One of the hardest tasks now facing the government is to do something about the environment in which this infrastructure has developed, said Cevik, who was among a group of ruling party activists and advisers briefed on the situation recently by top intelligence officials.
"The intelligence people say Istanbul is now a horrible place, a hub of intelligence like Beirut used to be," Cevik said. "It is a huge city. . . . There are districts where you can hide an army.

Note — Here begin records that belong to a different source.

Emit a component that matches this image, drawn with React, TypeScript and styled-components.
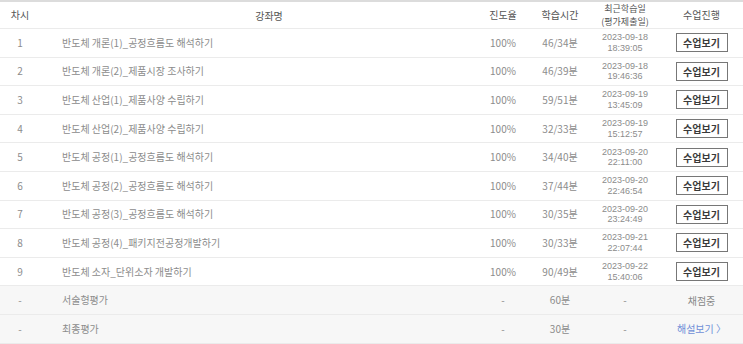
import styled, { createGlobalStyle } from "styled-components";

const GlobalStyle = createGlobalStyle`
  html, body {
    margin: 0;
    padding: 0;
    background: #ffffff;
  }
  body {
    font-family: "Noto Sans CJK KR", "Noto Sans", sans-serif;
  }
`;

type Lesson = {
  no: string;
  title: string;
  rate: string;
  time: string;
  date: string;
  clock: string;
};

const lessons: Lesson[] = [
  { no: "1", title: "반도체 개론(1)_공정흐름도 해석하기", rate: "100%", time: "46/34분", date: "2023-09-18", clock: "18:39:05" },
  { no: "2", title: "반도체 개론(2)_제품시장 조사하기", rate: "100%", time: "46/39분", date: "2023-09-18", clock: "19:46:36" },
  { no: "3", title: "반도체 산업(1)_제품사양 수립하기", rate: "100%", time: "59/51분", date: "2023-09-19", clock: "13:45:09" },
  { no: "4", title: "반도체 산업(2)_제품사양 수립하기", rate: "100%", time: "32/33분", date: "2023-09-19", clock: "15:12:57" },
  { no: "5", title: "반도체 공정(1)_공정흐름도 해석하기", rate: "100%", time: "34/40분", date: "2023-09-20", clock: "22:11:00" },
  { no: "6", title: "반도체 공정(2)_공정흐름도 해석하기", rate: "100%", time: "37/44분", date: "2023-09-20", clock: "22:46:54" },
  { no: "7", title: "반도체 공정(3)_공정흐름도 해석하기", rate: "100%", time: "30/35분", date: "2023-09-20", clock: "23:24:49" },
  { no: "8", title: "반도체 공정(4)_패키지전공정개발하기", rate: "100%", time: "30/33분", date: "2023-09-21", clock: "22:07:44" },
  { no: "9", title: "반도체 소자_단위소자 개발하기", rate: "100%", time: "90/49분", date: "2023-09-22", clock: "15:40:06" },
];

// Styled components
const Table = styled.div`
  width: 743px;
  border-top: 2px solid #dcdcdc;
`;

const Row = styled.div<{ $exam?: boolean; $head?: boolean }>`
  display: grid;
  grid-template-columns: 40px 1fr 54px 60px 70px 83px;
  align-items: center;
  height: ${({ $head }) => ($head ? "27px" : "28.6px")};
  box-sizing: border-box;
  border-bottom: 1px solid #ebebeb;
  background: ${({ $exam }) => ($exam ? "#f7f7f7" : "#ffffff")};
  font-size: 10px;
  color: ${({ $head }) => ($head ? "#555555" : "#8c8c8c")};
`;

const Cell = styled.div<{ $left?: boolean }>`
  text-align: ${({ $left }) => ($left ? "left" : "center")};
  padding-left: ${({ $left }) => ($left ? "22px" : "0")};
  line-height: 14px;
  white-space: nowrap;
`;

const TitleHead = styled.div`
  text-align: center;
  padding-left: 22px;
`;

const HeadLines = styled.div`
  display: flex;
  flex-direction: column;
  align-items: center;
  font-size: 9px;
  line-height: 13px;
  white-space: nowrap;
`;

const DateCell = styled.div`
  display: flex;
  flex-direction: column;
  align-items: center;
  font-family: "Liberation Sans", "Noto Sans CJK KR", sans-serif;
  font-size: 9px;
  line-height: 10.5px;
  color: #8c8c8c;
`;

const ViewButton = styled.button`
  justify-self: center;
  width: 52px;
  height: 19px;
  padding: 0;
  border: 1px solid #777777;
  background: #ffffff;
  color: #3a3a3a;
  font-family: "Noto Sans CJK KR", sans-serif;
  font-size: 10px;
  font-weight: 700;
  cursor: pointer;
`;

const Status = styled.span<{ $link?: boolean }>`
  justify-self: center;
  font-size: 10px;
  color: ${({ $link }) => ($link ? "#6f8fd8" : "#888888")};
`;

export default function App() {
  return (
    <>
      <GlobalStyle />
      <Table>
        <Row $head>
          <Cell>차시</Cell>
          <TitleHead>강좌명</TitleHead>
          <Cell>진도율</Cell>
          <Cell>학습시간</Cell>
          <HeadLines>
            <span>최근학습일</span>
            <span>(평가제출일)</span>
          </HeadLines>
          <Cell>수업진행</Cell>
        </Row>
        {lessons.map((l) => (
          <Row key={l.no}>
            <Cell>{l.no}</Cell>
            <Cell $left>{l.title}</Cell>
            <Cell>{l.rate}</Cell>
            <Cell>{l.time}</Cell>
            <DateCell>
              <span>{l.date}</span>
              <span>{l.clock}</span>
            </DateCell>
            <ViewButton>수업보기</ViewButton>
          </Row>
        ))}
        <Row $exam>
          <Cell>-</Cell>
          <Cell $left>서술형평가</Cell>
          <Cell>-</Cell>
          <Cell>60분</Cell>
          <Cell>-</Cell>
          <Status>채점중</Status>
        </Row>
        <Row $exam>
          <Cell>-</Cell>
          <Cell $left>최종평가</Cell>
          <Cell>-</Cell>
          <Cell>30분</Cell>
          <Cell>-</Cell>
          <Status $link>해설보기 〉</Status>
        </Row>
      </Table>
    </>
  );
}
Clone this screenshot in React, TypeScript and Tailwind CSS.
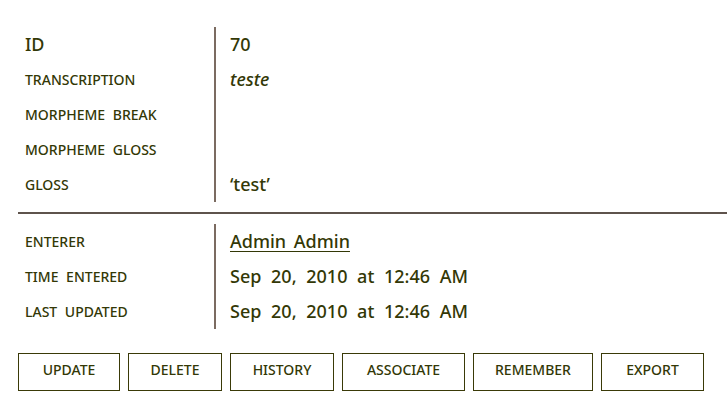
import React from 'react';

const font = { fontFamily: '"Noto Sans", "Open Sans", sans-serif' };

const topRows = [
  { label: 'ID', value: '70', big: true },
  { label: 'TRANSCRIPTION', value: 'teste', italic: true },
  { label: 'MORPHEME BREAK', value: '' },
  { label: 'MORPHEME GLOSS', value: '' },
  { label: 'GLOSS', value: '‘test’' },
];

const buttons = [
  { label: 'UPDATE', w: 'w-[102px]' },
  { label: 'DELETE', w: 'w-[94px]' },
  { label: 'HISTORY', w: 'w-[104px]' },
  { label: 'ASSOCIATE', w: 'w-[123px]' },
  { label: 'REMEMBER', w: 'w-[120px]' },
  { label: 'EXPORT', w: 'w-[103px]' },
];

function Label({ children, big }: { children: React.ReactNode; big?: boolean }) {
  return (
    <div
      className={`h-[35px] flex items-center pl-[7px] pb-[1px] font-medium ${big ? 'text-[18px]' : 'text-[14px]'} [word-spacing:4px]`}
    >
      {children}
    </div>
  );
}

export default function App() {
  return (
    <div className="w-[727px] h-[412px] bg-white text-[#333806] pt-[27px]" style={font}>
      <div className="flex pl-[18px]">
        <div className="w-[196px]">
          {topRows.map((r) => (
            <Label key={r.label} big={r.big}>{r.label}</Label>
          ))}
        </div>
        <div className="w-[2px] bg-[#7b6b61]" />
        <div className="pl-[14px]">
          {topRows.map((r) => (
            <div
              key={r.label}
              className={`h-[35px] flex items-center text-[18px] font-medium ${r.italic ? 'italic' : ''}`}
            >
              {r.value}
            </div>
          ))}
        </div>
      </div>

      <div className="ml-[18px] mt-[10px] h-[2px] bg-[#5e534c]" />

      <div className="flex pl-[18px] mt-[10px]">
        <div className="w-[196px]">
          <Label>ENTERER</Label>
          <Label>TIME ENTERED</Label>
          <Label>LAST UPDATED</Label>
        </div>
        <div className="w-[2px] bg-[#7b6b61]" />
        <div className="pl-[14px] text-[18px] font-medium [word-spacing:5px]">
          <div className="h-[35px] flex items-center">
            <a href="#" className="underline underline-offset-[3px] [word-spacing:3px]">Admin Admin</a>
          </div>
          <div className="h-[35px] flex items-center">Sep 20, 2010 at 12:46 AM</div>
          <div className="h-[35px] flex items-center">Sep 20, 2010 at 12:46 AM</div>
        </div>
      </div>

      <div className="flex gap-[8px] pl-[18px] mt-[24px]">
        {buttons.map((b) => (
          <button
            key={b.label}
            className={`${b.w} h-[38px] pb-[5px] border-[1.5px] border-[#3a3a08] text-[14px] font-medium text-[#333806] bg-white`}
          >
            {b.label}
          </button>
        ))}
      </div>
    </div>
  );
}
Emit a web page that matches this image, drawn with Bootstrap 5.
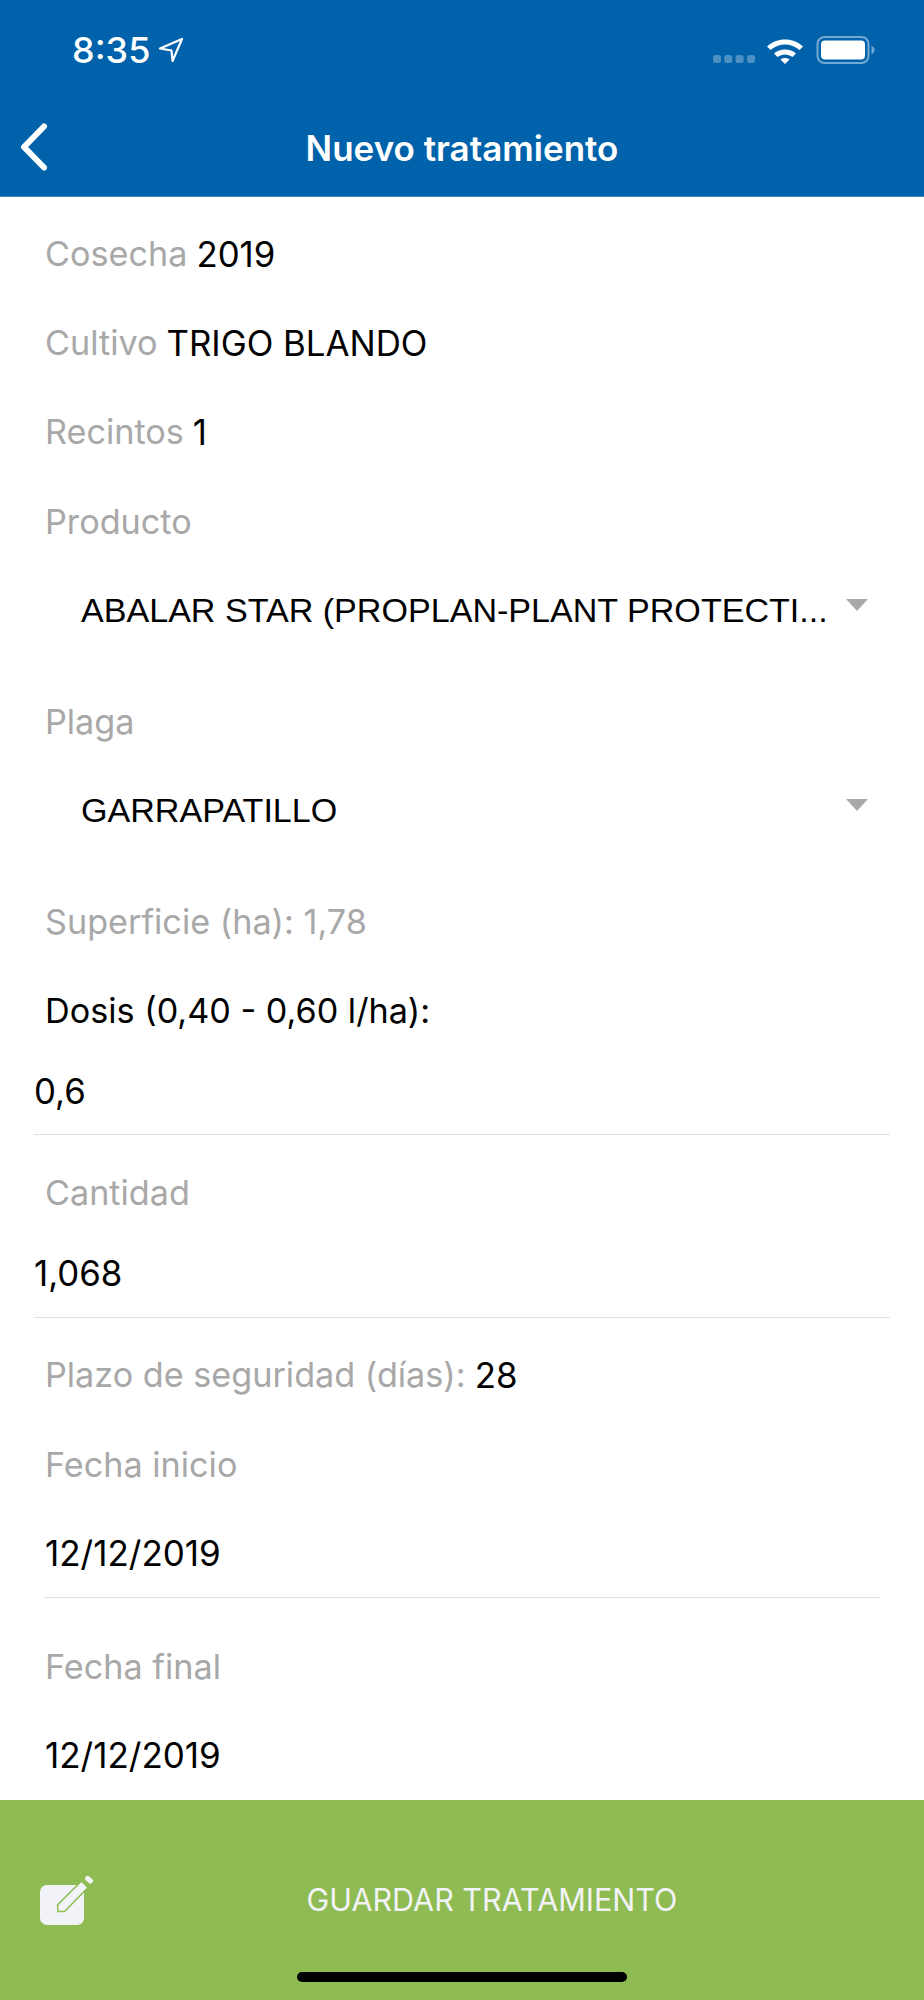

And our borders are a shambles."
Further, said Ozlem Tur Kavli, a professor of international relations at Middle East Technical University who specializes in studies of Islamist groups, there are growing questions since the Istanbul bombings about the commitment of the ruling party -- which itself has Islamist roots -- to pursuing Islamic militants.
"Hezbollah is big in Bingol, in Batman" -- cities to which the recent suicide bombers had direct ties -- "but the government has turned a blind eye," Kavli said.
She noted that top government officials have stopped using terms associating Islamic militants with terror since a recent speech by Prime Minister Recep Tayyip Erdogan, in which he said that "the expression `Islamic terror' offends me."
Officials now speak of "religionist terror" and refer far less often to Hezbollah connections to the bombings than they did in the days immediately following the blasts, domestic and foreign analysts note. Also, three leading anti-Hezbollah police commanders recently were transferred to cities with no known militant activities. The government said the transfers were part of a routine rotation that involved a total of 28 top police officials.
"The voters want an Islamic life," said Mehmet Buyukari, bureau chief in Konya for the national Dogan News Agency. "They are not sorry that there are no operations against Hezbollah. . . . Hezbollah is only the visible part of this story."